Еще одна важная штука, которую мы организуем в центре, — медобследования. Сейчас деревенским проходить осмотры негде, им приходится ездить в город, все это сложно и долго. А моя идея в том, что к нам раз в полгода будет приезжать какая-нибудь компания типа «Инвитро» с полным набором оборудования для обследований. Чтобы человек мог за один раз пойти сдать анализы, ЭКГ, УЗИ — полная диспансеризация. Соответственно, потом получить анализы и консультацию с помощью телемедицины. Или хотя бы с этими анализами поехать в Красноуфимск к конкретным специалистам.

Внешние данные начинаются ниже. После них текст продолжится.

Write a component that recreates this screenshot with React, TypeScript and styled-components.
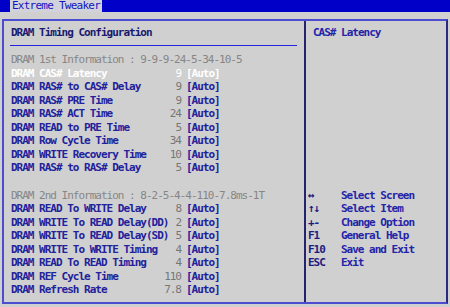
import React from 'react';
import styled, { createGlobalStyle } from 'styled-components';

const LINE = 13.55;

const GlobalStyle = createGlobalStyle`
  html, body {
    margin: 0;
    padding: 0;
    background: #d0d0d0;
  }
  body {
    width: 450px;
    height: 307px;
    overflow: hidden;
    font-family: 'DejaVu Sans Mono', 'Liberation Mono', monospace;
    font-size: 11px;
    letter-spacing: -1px;
  }
`;

interface Item {
  label: string;
  value: string;
  selected?: boolean;
}

const firstGroup: Item[] = [
  { label: 'DRAM CAS# Latency', value: '9', selected: true },
  { label: 'DRAM RAS# to CAS# Delay', value: '9' },
  { label: 'DRAM RAS# PRE Time', value: '9' },
  { label: 'DRAM RAS# ACT Time', value: '24' },
  { label: 'DRAM READ to PRE Time', value: '5' },
  { label: 'DRAM Row Cycle Time', value: '34' },
  { label: 'DRAM WRITE Recovery Time', value: '10' },
  { label: 'DRAM RAS# to RAS# Delay', value: '5' },
];

const secondGroup: Item[] = [
  { label: 'DRAM READ To WRITE Delay', value: '8' },
  { label: 'DRAM WRITE To READ Delay(DD)', value: '2' },
  { label: 'DRAM WRITE To READ Delay(SD)', value: '5' },
  { label: 'DRAM WRITE To WRITE Timing', value: '4' },
  { label: 'DRAM READ To READ Timing', value: '4' },
  { label: 'DRAM REF Cycle Time', value: '110' },
  { label: 'DRAM Refresh Rate', value: '7.8' },
];

const helpKeys = [
  { key: '\u2194', text: 'Select Screen' },
  { key: '\u2191\u2193', text: 'Select Item' },
  { key: '+-', text: 'Change Option' },
  { key: 'F1', text: 'General Help' },
  { key: 'F10', text: 'Save and Exit' },
  { key: 'ESC', text: 'Exit' },
];

const SettingRow: React.FC<{ item: Item }> = ({ item }) => (
  <Row $selected={item.selected}>
    <Field>
      <Label>{item.label}</Label>
      <Value $selected={item.selected}>{item.value}</Value>
    </Field>
    <Setting>[Auto]</Setting>
  </Row>
);

const App: React.FC = () => {
  return (
    <>
      <GlobalStyle />
      <TopBar>
        <Tab>Extreme Tweaker</Tab>
      </TopBar>
      <Frame>
        <MainPanel>
          <Heading>DRAM Timing Configuration</Heading>
          <Rule />
          <Info>DRAM 1st Information : 9-9-9-24-5-34-10-5</Info>
          {firstGroup.map((i) => (
            <SettingRow key={i.label} item={i} />
          ))}
          <Blank />
          <Info>DRAM 2nd Information : 8-2-5-4-4-110-7.8ms-1T</Info>
          {secondGroup.map((i) => (
            <SettingRow key={i.label} item={i} />
          ))}
        </MainPanel>
        <HelpPanel>
          <HelpTitle>CAS# Latency</HelpTitle>
          <KeyList>
            {helpKeys.map((k) => (
              <KeyRow key={k.text}>
                <KeyName>{k.key}</KeyName>
                <KeyText>{k.text}</KeyText>
              </KeyRow>
            ))}
          </KeyList>
        </HelpPanel>
      </Frame>
    </>
  );
};

export default App;

const TopBar = styled.div`
  height: 12px;
  background: #0000c8;
  padding-left: 10px;
  display: flex;
`;

const Tab = styled.div`
  height: 12px;
  padding: 0 2px 0 2px;
  background: #d2d2dc;
  color: #1414c0;
  line-height: 12px;
  white-space: nowrap;
  letter-spacing: -0.75px;
`;

const Frame = styled.div`
  margin: 7px 2px 0 2px;
  height: 285px;
  box-sizing: border-box;
  border: 2px solid #4c4cd0;
  border-right-color: #2a2a80;
  display: flex;
`;

const MainPanel = styled.div`
  width: 302px;
  padding: 5px 0 0 7px;
  box-sizing: border-box;
  border-right: 2px solid #24246e;
`;

const Heading = styled.div`
  height: ${LINE}px;
  line-height: ${LINE}px;
  color: #1a1a70;
  font-weight: bold;
  white-space: nowrap;
`;

const Rule = styled.div`
  height: ${LINE}px;
  margin: 0 7px 0 -1px;
  display: flex;
  align-items: center;

  &::after {
    content: '';
    display: block;
    width: 100%;
    height: 1px;
    margin-top: -1px;
    background: #2222e0;
  }
`;

const Info = styled.div`
  height: ${LINE}px;
  line-height: ${LINE}px;
  color: #868686;
  white-space: nowrap;
`;

const Blank = styled.div`
  height: ${LINE}px;
`;

const Row = styled.div<{ $selected?: boolean }>`
  height: ${LINE}px;
  line-height: ${LINE}px;
  display: flex;
  white-space: nowrap;
  font-weight: bold;
  color: ${(p) => (p.$selected ? '#ffffff' : '#22229c')};
`;

const Field = styled.div`
  width: 170px;
  display: flex;
  justify-content: space-between;
`;

const Label = styled.span``;

const Value = styled.span<{ $selected?: boolean }>`
  font-weight: normal;
  color: ${(p) => (p.$selected ? '#ffffff' : '#767676')};
`;

const Setting = styled.span`
  margin-left: 5px;
`;

const HelpPanel = styled.div`
  flex: 1;
  padding: 5px 0 0 2px;
  box-sizing: border-box;
`;

const HelpTitle = styled.div`
  height: ${LINE}px;
  line-height: ${LINE}px;
  padding-left: 5px;
  color: #2424a8;
  font-weight: bold;
  white-space: nowrap;
`;

const KeyList = styled.div`
  margin-top: ${LINE * 11}px;
`;

const KeyRow = styled.div`
  height: ${LINE}px;
  line-height: ${LINE}px;
  display: flex;
  white-space: nowrap;
  font-weight: bold;
  color: #2424a8;
`;

const KeyName = styled.span`
  width: 33px;
  color: #1c1c80;
`;

const KeyText = styled.span``;
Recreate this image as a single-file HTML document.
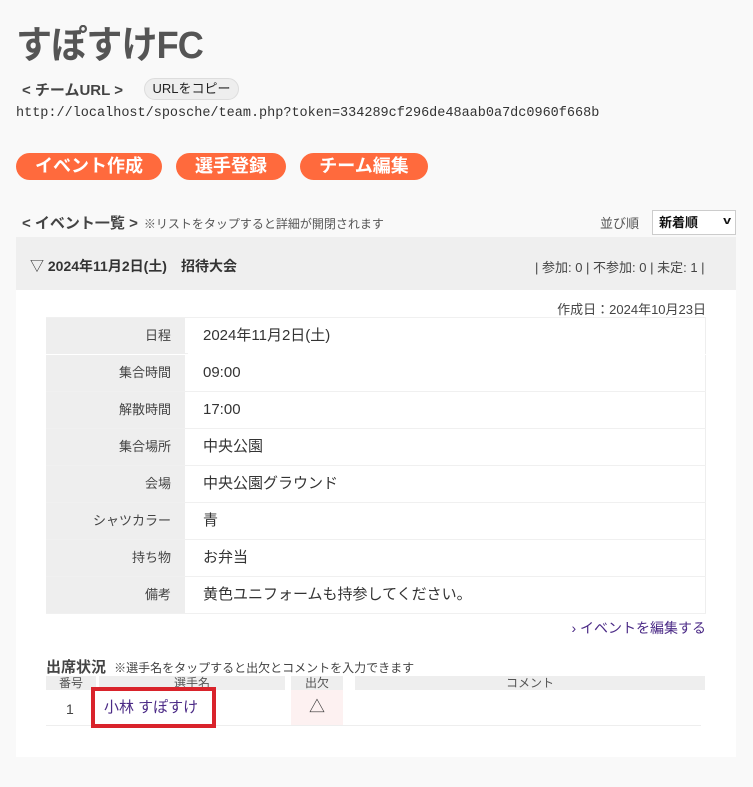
<!DOCTYPE html>
<html><head><meta charset="utf-8"><style>
*{margin:0;padding:0;box-sizing:border-box}
body{width:753px;height:787px;background:#f9f9f9;font-family:"Liberation Sans","Noto Sans CJK JP",sans-serif;color:#333;position:relative;overflow:hidden}
.a{position:absolute;white-space:nowrap}
.btn{position:absolute;top:153px;height:27px;background:#ff6a3d;color:#fff;border-radius:14px;font-size:18px;font-weight:bold;text-align:center;line-height:27px}
.row{position:absolute;left:46px;width:660px;height:37px;border-bottom:1px solid #f0f0f0}
.row .l{position:absolute;left:0;top:0;width:139px;height:36px;background:#eee;text-align:right;padding-right:14px;font-size:13px;line-height:36px;color:#444}
.row .v{position:absolute;left:142px;top:0;right:0;height:36px;background:#fff;border-right:1px solid #eee;padding-left:15px;font-size:15px;line-height:36px;color:#333}
</style></head><body>
<div class="a" style="left:16px;top:14px;font-size:38px;font-weight:bold;color:#555;letter-spacing:-1px;transform:scaleX(0.95);transform-origin:left">すぽすけFC</div>
<div class="a" style="left:22px;top:79px;font-size:15px;font-weight:bold;color:#444">&lt; チームURL &gt;</div>
<div class="a" style="left:144px;top:78px;width:95px;height:22px;border-radius:11px;background:#eee;border:1px solid #ddd;font-size:13px;line-height:20px;text-align:center;color:#222">URLをコピー</div>
<div class="a" style="left:16px;top:106px;font-family:'Liberation Mono',monospace;font-size:13.5px;color:#333;letter-spacing:0px">http://localhost/sposche/team.php?token=334289cf296de48aab0a7dc0960f668b</div>
<div class="btn" style="left:16px;width:146px">イベント作成</div>
<div class="btn" style="left:176px;width:110px">選手登録</div>
<div class="btn" style="left:300px;width:128px">チーム編集</div>
<div class="a" style="left:22px;top:212px;font-size:15px;font-weight:bold;color:#444">&lt; イベント一覧 &gt;<span style="font-size:12px;font-weight:normal;color:#555;margin-left:6px">※リストをタップすると詳細が開閉されます</span></div>
<div class="a" style="left:600px;top:213px;font-size:13px;color:#555">並び順</div>
<div class="a" style="left:652px;top:210px;width:84px;height:25px;background:#fff;border:1px solid #ccc;font-size:13px;font-weight:bold;line-height:23px;padding-left:6px;color:#111">新着順<span style="position:absolute;right:5px;top:-1px;font-size:11px;transform:scaleX(1.3)">v</span></div>
<div class="a" style="left:16px;top:237px;width:720px;height:53px;background:#efefef"></div>
<div class="a" style="left:30px;top:256px;font-size:14px;color:#333">▽ <b>2024年11月2日(土)　招待大会</b></div>
<div class="a" style="left:535px;top:257px;font-size:13px;color:#444">| 参加: 0 | 不参加: 0 | 未定: 1 |</div>
<div class="a" style="left:16px;top:290px;width:720px;height:467px;background:#fff"></div>
<div class="a" style="right:47px;top:299px;font-size:13px;color:#444">作成日：2024年10月23日</div>
<div class="row" style="top:317px;border-top:1px solid #f0f0f0"><div class="l">日程</div><div class="v">2024年11月2日(土)</div></div>
<div class="row" style="top:355px"><div class="l">集合時間</div><div class="v">09:00</div></div>
<div class="row" style="top:392px"><div class="l">解散時間</div><div class="v">17:00</div></div>
<div class="row" style="top:429px"><div class="l">集合場所</div><div class="v">中央公園</div></div>
<div class="row" style="top:466px"><div class="l">会場</div><div class="v">中央公園グラウンド</div></div>
<div class="row" style="top:503px"><div class="l">シャツカラー</div><div class="v">青</div></div>
<div class="row" style="top:540px"><div class="l">持ち物</div><div class="v">お弁当</div></div>
<div class="row" style="top:577px"><div class="l">備考</div><div class="v">黄色ユニフォームも持参してください。</div></div>
<div class="a" style="right:47px;top:618px;font-size:14px;color:#4b2a86">› イベントを編集する</div>
<div class="a" style="left:46px;top:656px;font-size:15px;font-weight:bold;color:#444">出席状況 <span style="font-size:12px;font-weight:normal;color:#444;margin-left:4px">※選手名をタップすると出欠とコメントを入力できます</span></div>
<div class="a" style="left:46px;top:676px;width:50px;height:14px;background:#eee;font-size:12px;line-height:14px;text-align:center;color:#555">番号</div>
<div class="a" style="left:99px;top:676px;width:186px;height:14px;background:#eee;font-size:12px;line-height:14px;text-align:center;color:#555">選手名</div>
<div class="a" style="left:291px;top:676px;width:52px;height:14px;background:#eee;font-size:12px;line-height:14px;text-align:center;color:#555">出欠</div>
<div class="a" style="left:355px;top:676px;width:350px;height:14px;background:#eee;font-size:12px;line-height:14px;text-align:center;color:#555">コメント</div>
<div class="a" style="left:46px;top:725px;width:655px;height:1px;background:#eee"></div>
<div class="a" style="left:66px;top:701px;font-size:14px;color:#444">1</div>
<div class="a" style="left:291px;top:690px;width:52px;height:35px;background:#fdf1f1;font-size:16px;text-align:center;line-height:35px;color:#333">△</div>
<div class="a" style="left:91px;top:687px;width:125px;height:41px;border:4px solid #d9232b;background:#fff;font-size:15px;line-height:33px;padding-left:9px;color:#4b2a86">小林 すぽすけ</div>
</body></html>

И возвращаясь к работе с государством, я прекрасно понимаю, что для решения этой задачи я должна буду войти в диалог в том числе с Минздравом. И с позицией «я не хочу сотрудничать с этими органами» в Минздрав не надо ходить. А я пойду, да еще и попробую дотации получить. Потому что центр надо будет как-то содержать. А мы — те люди, которые дрова колют. У нас нет газа — и не предвидится пока. Провести газ в нашу деревню стоит 13 млн рублей.
Я, например понимаю, что у меня есть ровно три вопроса для губернатора. Я ему лично уже их озвучила: «Мне надо 500 м дороги, газ и нормальное электричество для здания. Тогда я закрою вам вот такой вот списочек задач по региону».
— А он что?
— Сказал передать эту информацию его ассистенту.